**DATASET CONTENT**.
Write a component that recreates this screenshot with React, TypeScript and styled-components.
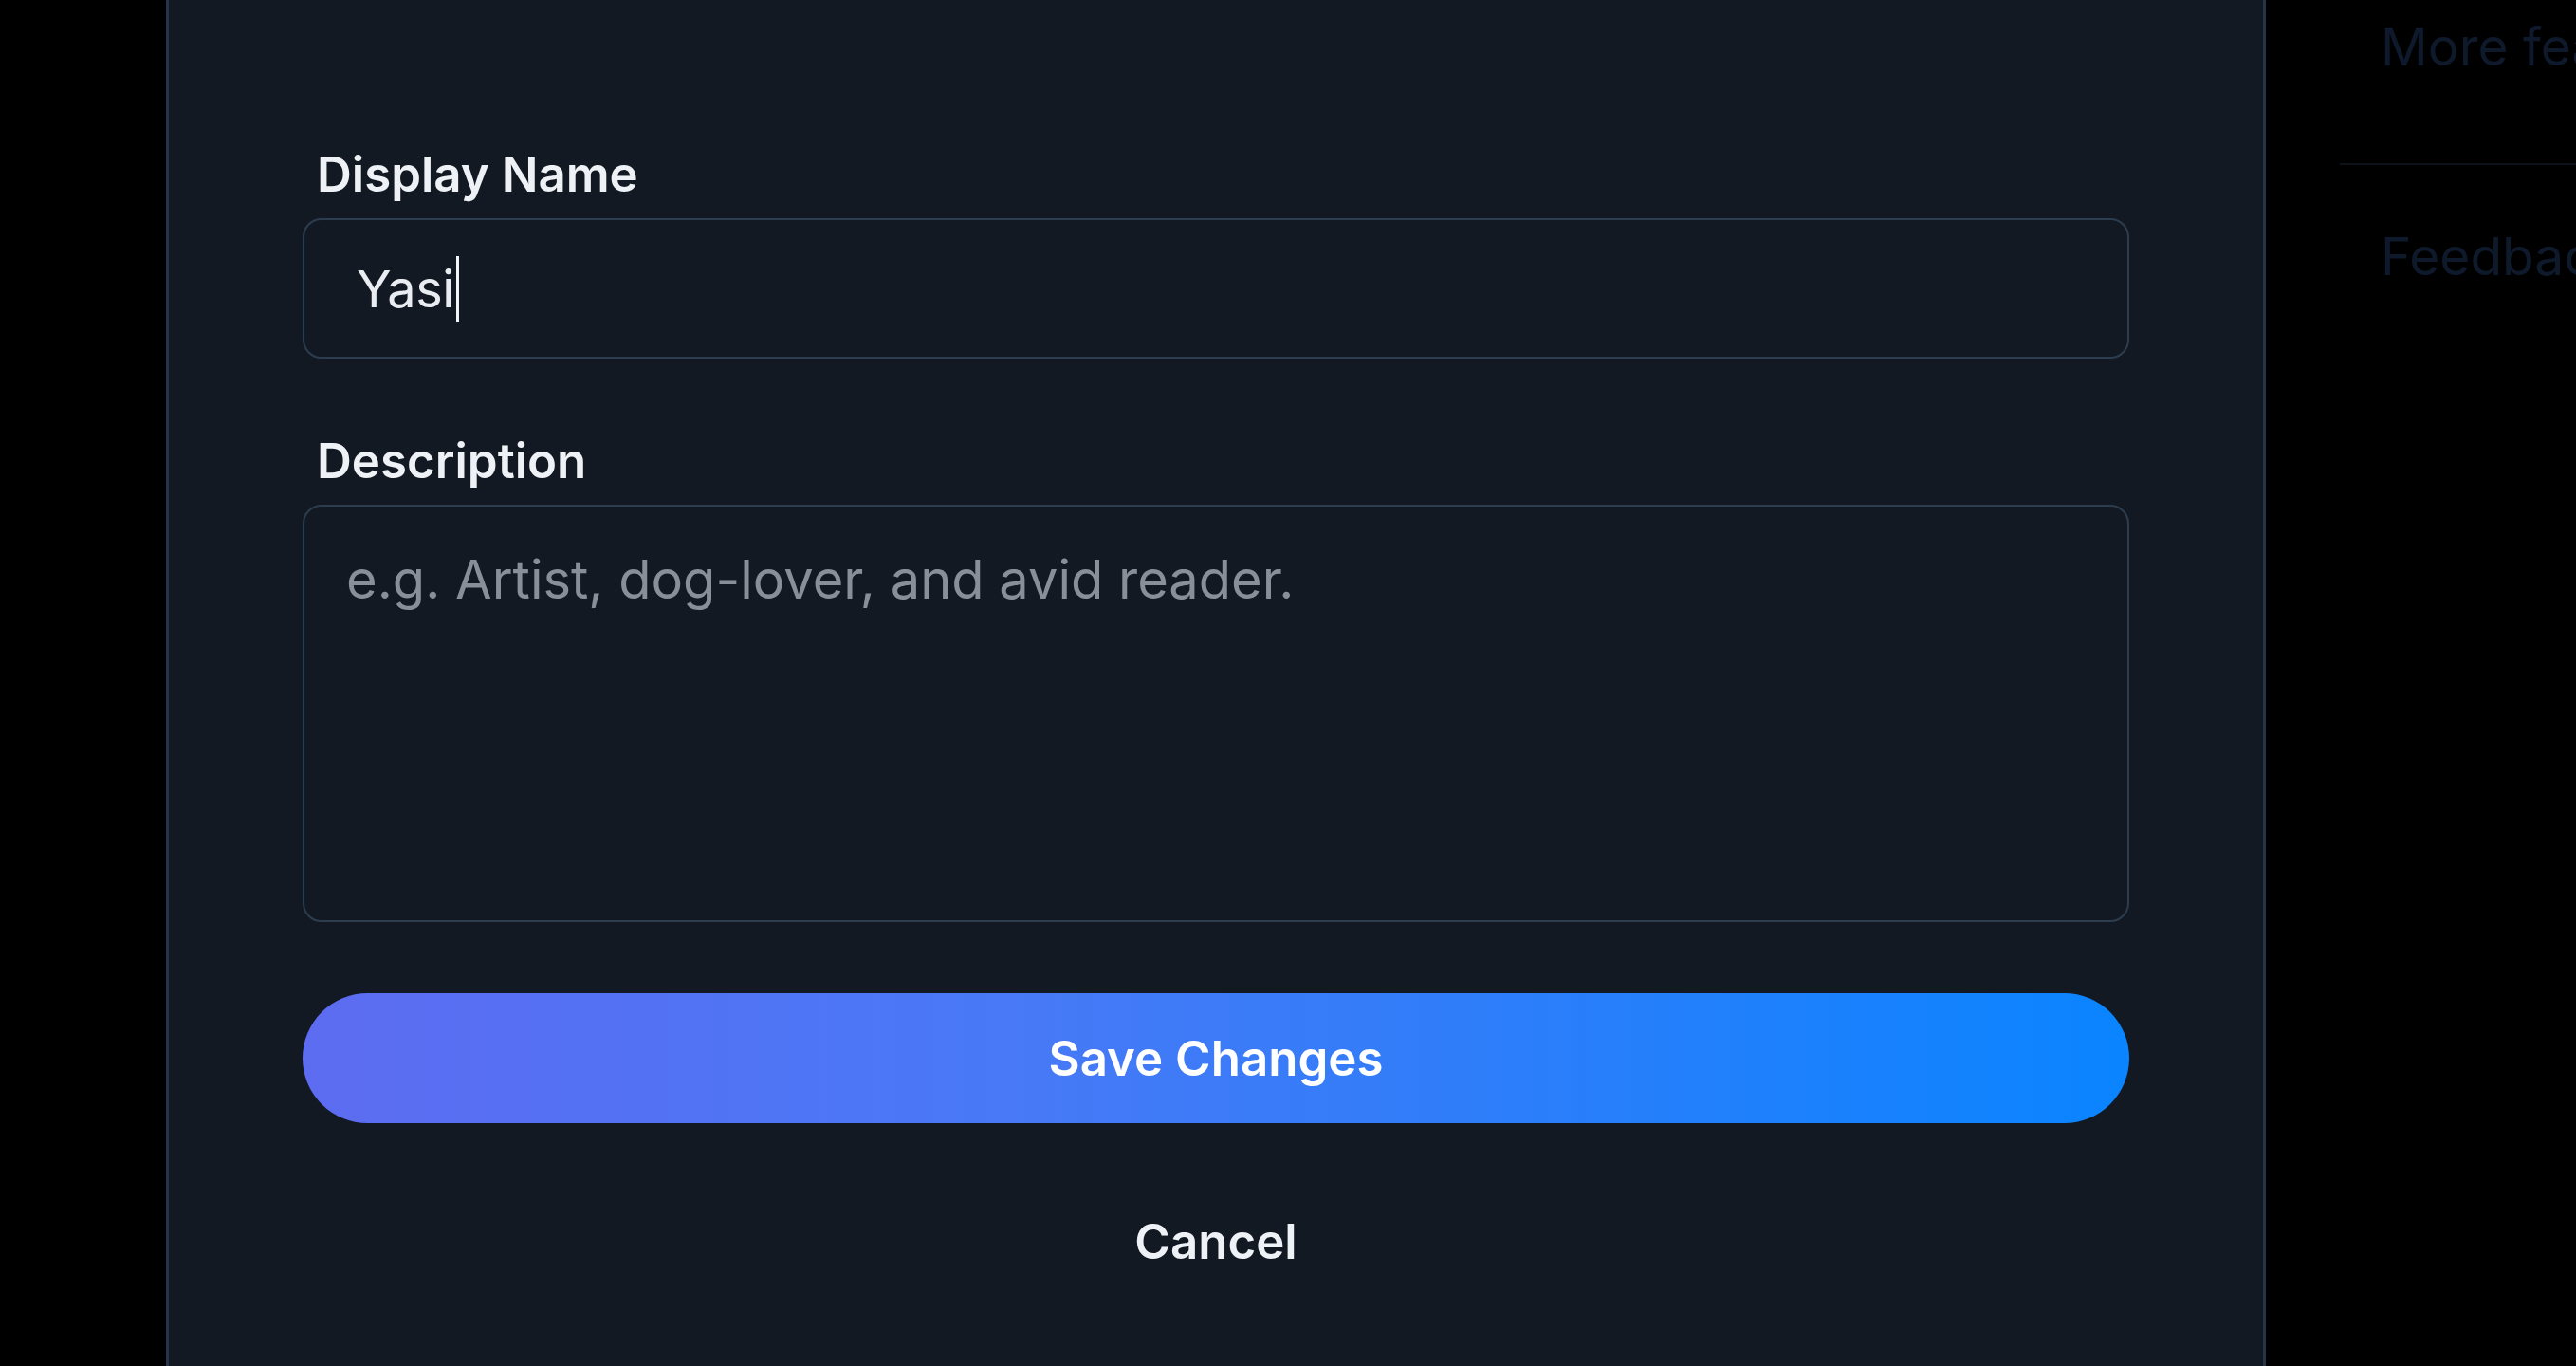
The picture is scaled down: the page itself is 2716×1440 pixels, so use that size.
import React from 'react';
import styled, { createGlobalStyle } from 'styled-components';

const GlobalStyle = createGlobalStyle`
  html, body {
    margin: 0;
    padding: 0;
    background: #000000;
    font-family: Inter, 'Noto Sans', sans-serif;
    overflow: hidden;
  }
`;

const EditProfilePage = () => {
  const sideLinks = ['More features', 'Feedback'];

  return (
    <>
      <GlobalStyle />
      <Page>
        <Backdrop />
        <Sheet>
          <Field>
            <Label>Display Name</Label>
            <InputBox>
              <Value>Yasi</Value>
              <Caret />
            </InputBox>
          </Field>
          <Field $spaced>
            <Label>Description</Label>
            <TextArea placeholder="e.g. Artist, dog-lover, and avid reader." />
          </Field>
          <SaveButton type="button">Save Changes</SaveButton>
          <CancelButton type="button">Cancel</CancelButton>
        </Sheet>
        <Aside>
          {sideLinks.map((link, index) => (
            <SideItem key={link} $first={index === 0}>
              {link}
            </SideItem>
          ))}
        </Aside>
      </Page>
    </>
  );
};

export default EditProfilePage;

const Page = styled.div`
  display: flex;
  width: 100vw;
  height: 100vh;
  overflow: hidden;
  background: #000000;
`;

const Backdrop = styled.div`
  flex: 0 0 175px;
`;

const Sheet = styled.main`
  flex: 0 0 2214px;
  box-sizing: border-box;
  display: flex;
  flex-direction: column;
  padding: 153px 141px 0;
  background-color: #131922;
  border-left: 3px solid #26364a;
  border-right: 3px solid #26364a;
`;

const Field = styled.div<{ $spaced?: boolean }>`
  display: flex;
  flex-direction: column;
  margin-top: ${({ $spaced }) => ($spaced ? '77px' : '0')};
`;

const Label = styled.label`
  margin: 0 0 16px 15px;
  font-size: 51px;
  line-height: 61px;
  font-weight: 600;
  color: #eef1f5;
`;

const InputBox = styled.div`
  box-sizing: border-box;
  display: flex;
  align-items: center;
  height: 148px;
  padding: 0 55px;
  border: 2px solid #2d3d50;
  border-radius: 20px;
  background-color: #131922;
`;

const Value = styled.span`
  font-size: 54px;
  font-weight: 400;
  color: #e9edf2;
  letter-spacing: -0.5px;
`;

const Caret = styled.span`
  width: 3px;
  height: 69px;
  margin-left: 2px;
  background-color: #f2f4f7;
`;

const TextArea = styled.textarea`
  box-sizing: border-box;
  height: 440px;
  padding: 44px 44px;
  border: 2px solid #2d3d50;
  border-radius: 20px;
  background-color: #131922;
  color: #e9edf2;
  font-family: Inter, 'Noto Sans', sans-serif;
  font-size: 56px;
  line-height: 66px;
  resize: none;
  outline: none;

  &::placeholder {
    color: #888f99;
  }
`;

const SaveButton = styled.button`
  margin-top: 75px;
  height: 137px;
  border: none;
  border-radius: 999px;
  background: linear-gradient(90deg, #5d6cf1 0%, #4779f6 40%, #0a84ff 100%);
  color: #ffffff;
  font-family: Inter, 'Noto Sans', sans-serif;
  font-size: 51px;
  font-weight: 600;
  cursor: pointer;
`;

const CancelButton = styled.button`
  align-self: center;
  margin-top: 94px;
  padding: 0;
  border: none;
  background: none;
  color: #eef1f5;
  font-family: Inter, 'Noto Sans', sans-serif;
  font-size: 51px;
  line-height: 61px;
  font-weight: 600;
  cursor: pointer;
`;

const Aside = styled.aside`
  flex: 1;
  min-width: 0;
  padding-left: 78px;
  overflow: hidden;
`;

const SideItem = styled.div<{ $first?: boolean }>`
  padding: ${({ $first }) => ($first ? '16px 0 90px 43px' : '63px 0 0 43px')};
  border-bottom: ${({ $first }) => ($first ? '2px solid #0d1219' : 'none')};
  color: #0e1a2b;
  font-size: 55px;
  line-height: 66px;
  white-space: nowrap;
`;
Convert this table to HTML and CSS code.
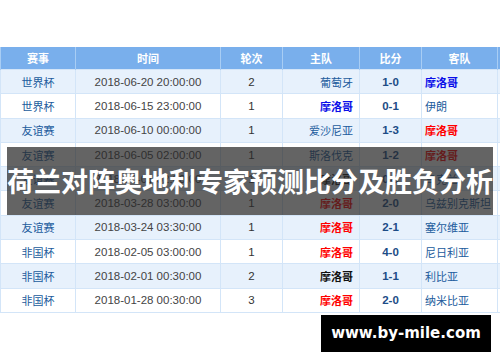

**WHAT YOU WILL DO**.
Copy the data exactly. Any picture it contains is to be omitted.

**COMPLETED EXERCISE**.
Write a component that recreates this screenshot with React, TypeScript and styled-components.
The picture is scaled down: the page itself is 2716×1440 pixels, so use that size.
import React from 'react';
import styled, { createGlobalStyle } from 'styled-components';

const GlobalStyle = createGlobalStyle`
  html, body {
    margin: 0;
    padding: 0;
    background: #000000;
    font-family: Inter, 'Noto Sans', sans-serif;
    overflow: hidden;
  }
`;

const EditProfilePage = () => {
  const sideLinks = ['More features', 'Feedback'];

  return (
    <>
      <GlobalStyle />
      <Page>
        <Backdrop />
        <Sheet>
          <Field>
            <Label>Display Name</Label>
            <InputBox>
              <Value>Yasi</Value>
              <Caret />
            </InputBox>
          </Field>
          <Field $spaced>
            <Label>Description</Label>
            <TextArea placeholder="e.g. Artist, dog-lover, and avid reader." />
          </Field>
          <SaveButton type="button">Save Changes</SaveButton>
          <CancelButton type="button">Cancel</CancelButton>
        </Sheet>
        <Aside>
          {sideLinks.map((link, index) => (
            <SideItem key={link} $first={index === 0}>
              {link}
            </SideItem>
          ))}
        </Aside>
      </Page>
    </>
  );
};

export default EditProfilePage;

const Page = styled.div`
  display: flex;
  width: 100vw;
  height: 100vh;
  overflow: hidden;
  background: #000000;
`;

const Backdrop = styled.div`
  flex: 0 0 175px;
`;

const Sheet = styled.main`
  flex: 0 0 2214px;
  box-sizing: border-box;
  display: flex;
  flex-direction: column;
  padding: 153px 141px 0;
  background-color: #131922;
  border-left: 3px solid #26364a;
  border-right: 3px solid #26364a;
`;

const Field = styled.div<{ $spaced?: boolean }>`
  display: flex;
  flex-direction: column;
  margin-top: ${({ $spaced }) => ($spaced ? '77px' : '0')};
`;

const Label = styled.label`
  margin: 0 0 16px 15px;
  font-size: 51px;
  line-height: 61px;
  font-weight: 600;
  color: #eef1f5;
`;

const InputBox = styled.div`
  box-sizing: border-box;
  display: flex;
  align-items: center;
  height: 148px;
  padding: 0 55px;
  border: 2px solid #2d3d50;
  border-radius: 20px;
  background-color: #131922;
`;

const Value = styled.span`
  font-size: 54px;
  font-weight: 400;
  color: #e9edf2;
  letter-spacing: -0.5px;
`;

const Caret = styled.span`
  width: 3px;
  height: 69px;
  margin-left: 2px;
  background-color: #f2f4f7;
`;

const TextArea = styled.textarea`
  box-sizing: border-box;
  height: 440px;
  padding: 44px 44px;
  border: 2px solid #2d3d50;
  border-radius: 20px;
  background-color: #131922;
  color: #e9edf2;
  font-family: Inter, 'Noto Sans', sans-serif;
  font-size: 56px;
  line-height: 66px;
  resize: none;
  outline: none;

  &::placeholder {
    color: #888f99;
  }
`;

const SaveButton = styled.button`
  margin-top: 75px;
  height: 137px;
  border: none;
  border-radius: 999px;
  background: linear-gradient(90deg, #5d6cf1 0%, #4779f6 40%, #0a84ff 100%);
  color: #ffffff;
  font-family: Inter, 'Noto Sans', sans-serif;
  font-size: 51px;
  font-weight: 600;
  cursor: pointer;
`;

const CancelButton = styled.button`
  align-self: center;
  margin-top: 94px;
  padding: 0;
  border: none;
  background: none;
  color: #eef1f5;
  font-family: Inter, 'Noto Sans', sans-serif;
  font-size: 51px;
  line-height: 61px;
  font-weight: 600;
  cursor: pointer;
`;

const Aside = styled.aside`
  flex: 1;
  min-width: 0;
  padding-left: 78px;
  overflow: hidden;
`;

const SideItem = styled.div<{ $first?: boolean }>`
  padding: ${({ $first }) => ($first ? '16px 0 90px 43px' : '63px 0 0 43px')};
  border-bottom: ${({ $first }) => ($first ? '2px solid #0d1219' : 'none')};
  color: #0e1a2b;
  font-size: 55px;
  line-height: 66px;
  white-space: nowrap;
`;
Convert this table to HTML and CSS code.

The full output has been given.